I am thinking of buying a 1275 core to use to build a racing engine. A friend of mine has one that looks like a 73 or 74 (late year 1275).

I was thinking that I could take my time building the next engine and then when I blow up the old one I can make the swap.

Rebecca
R Harvey

Good plan Rebecca. Sound 1275 blocks, heads and cranks are getting scarce so start collecting. I'm sure Prop could give you some sound advice.
Mike Allen

If you are looking for a good core, make sure it is a "thick rail" block. The flange on the bottom is what I'm referring to. There are 2 distinct different type. Sometimes on ebay you'll see one come up advertised as such. The thin rail blocks tend to crack more when they are used for a race engine. I'll measure the rail on our engine today when I'm at the shop and get back to you.
Tim Michnay

Conversely I know of a few long stroke race engines which have survived a number of seasons built on the 'thin flange' blocks. 1275 engines are not as common as they once were and I'm not sure people can be so choosy as previously

I'd rather advise you to try to get an assembled engine as opposed to a box of bits that someone has collected together - in particular using things like odd con-rods or crank from a previously blown up engine is a recipe for disaster...

When you come to build use the best components you can afford - Build for reliability rather than outright power (unless you're sponsored by Microsoft)

... Oh and treat anything Prop writes about tuning A series engines with a healthy degree of scepticism... ;o)
James Bilsland

Wise words I feel James. :)
Bob Turbo Midget England

There are 4 specific Sprite/midget block castings. There are books with this stuff in.... and they have pictures!

The block will be scarcest component followed by the crank.
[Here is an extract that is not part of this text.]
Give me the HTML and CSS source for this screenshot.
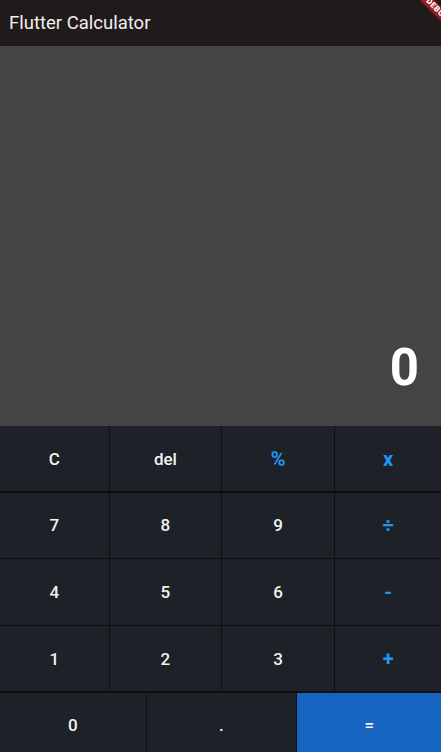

Rods are less scarce and heads are ten a penny, at least in the UK.
Daniel Thirteen-Twelve

you can get choice of blocks if you know where to go, I currently have 1 thin-flange and two thick sitting in my garage.
David Smith

luckly we sill have plenty of blocks here in the USA... so sorcing one isnt a big deal

Id give "Old Gray Norm" On ebay a shout he always has several selling for pennys on the dollar, and he is vary honest with his opinions... If he says its a good problem free part... you can take it to the bank, like wise if he thinks there might be an issue.. he will certianly share his thoughts with you just for the asking.
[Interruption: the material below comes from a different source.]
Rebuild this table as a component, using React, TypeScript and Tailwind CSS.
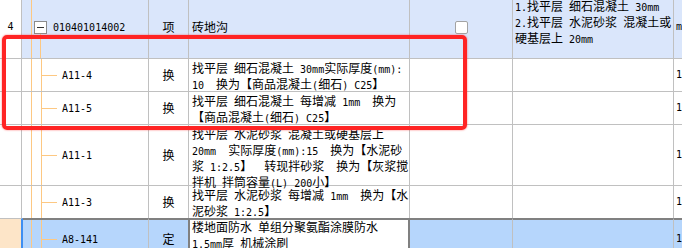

And he also has some good race parts as well... thats who I got my rare EN40B crankshaft from

Prop

>>>>>I'm sure Prop could give you some sound advice<<<<<

YES I CAN DO !!! (LOL)

The biggest mistake I made was UNDER-ESTAMATING the complexity of building a modified engine,,, The more extreme, the more BULL SH*T you have to overcome.
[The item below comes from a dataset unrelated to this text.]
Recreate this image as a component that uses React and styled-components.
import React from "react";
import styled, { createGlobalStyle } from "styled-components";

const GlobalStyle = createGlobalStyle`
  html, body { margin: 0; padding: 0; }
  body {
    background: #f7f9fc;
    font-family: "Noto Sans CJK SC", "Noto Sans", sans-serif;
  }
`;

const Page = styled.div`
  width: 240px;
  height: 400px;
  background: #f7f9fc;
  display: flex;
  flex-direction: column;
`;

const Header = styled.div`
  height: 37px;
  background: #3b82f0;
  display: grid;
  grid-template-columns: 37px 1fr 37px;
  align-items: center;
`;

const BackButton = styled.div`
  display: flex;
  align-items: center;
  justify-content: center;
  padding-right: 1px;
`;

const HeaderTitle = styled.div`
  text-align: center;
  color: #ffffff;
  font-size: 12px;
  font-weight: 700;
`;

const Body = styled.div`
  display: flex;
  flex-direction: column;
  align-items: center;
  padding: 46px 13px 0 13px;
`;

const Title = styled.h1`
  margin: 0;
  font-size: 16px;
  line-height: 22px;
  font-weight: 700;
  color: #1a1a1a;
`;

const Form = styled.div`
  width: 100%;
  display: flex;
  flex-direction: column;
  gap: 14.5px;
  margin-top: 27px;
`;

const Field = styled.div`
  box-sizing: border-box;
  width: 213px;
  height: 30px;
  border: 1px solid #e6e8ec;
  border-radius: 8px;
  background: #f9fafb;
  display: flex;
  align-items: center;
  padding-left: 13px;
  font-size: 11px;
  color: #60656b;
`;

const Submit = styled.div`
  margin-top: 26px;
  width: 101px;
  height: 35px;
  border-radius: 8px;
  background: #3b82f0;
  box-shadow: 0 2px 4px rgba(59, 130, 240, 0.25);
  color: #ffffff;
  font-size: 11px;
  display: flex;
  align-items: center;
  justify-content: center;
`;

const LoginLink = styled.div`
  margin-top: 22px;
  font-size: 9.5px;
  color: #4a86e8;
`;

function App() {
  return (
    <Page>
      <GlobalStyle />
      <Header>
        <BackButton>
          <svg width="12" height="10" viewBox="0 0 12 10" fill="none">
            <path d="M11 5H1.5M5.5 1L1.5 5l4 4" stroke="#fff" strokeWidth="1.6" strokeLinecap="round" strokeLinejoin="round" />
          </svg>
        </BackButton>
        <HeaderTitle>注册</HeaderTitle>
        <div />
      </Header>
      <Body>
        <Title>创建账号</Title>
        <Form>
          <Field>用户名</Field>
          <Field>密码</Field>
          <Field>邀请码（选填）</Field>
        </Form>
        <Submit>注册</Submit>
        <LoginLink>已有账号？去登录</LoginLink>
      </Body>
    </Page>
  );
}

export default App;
There is vary little in common of Building a race engine compared to building a stock engine...one modification can have serious effects 7 steps later, the real fun begins when the entire engine is just a complete modification, just one modification built on top of the next modification and the entire build is that way

The best example I can compare building a race engine to is.... like trying to figure out how to adapt ford engine parts onto a bare chevy engine block and heads, the cool adverts say it will fit, but they rarely do, or they seem to always need extra extensive thought and further modification in order to fit some other modified part

I really belive you can do it yourself... your other post have proven your more then capable... your just going to need exercise several things... patience, imagination/creativity, focas (that one I dont have), time, determination, and a good sence of humor ! those will see you thur... (well thats what I keep telling myself anyway.)

And having at least 2 Good machine shops close by is an absolute God send. Make good friends with those guys esp in the shop area, cause your gonna need them. BIG TIME!

A huge BIGGY I learned this year ... Focas on the MATH as much as you do bolting on parts... thats just freaken BIG, dont fluff thur this area or you will pay a sad price tag.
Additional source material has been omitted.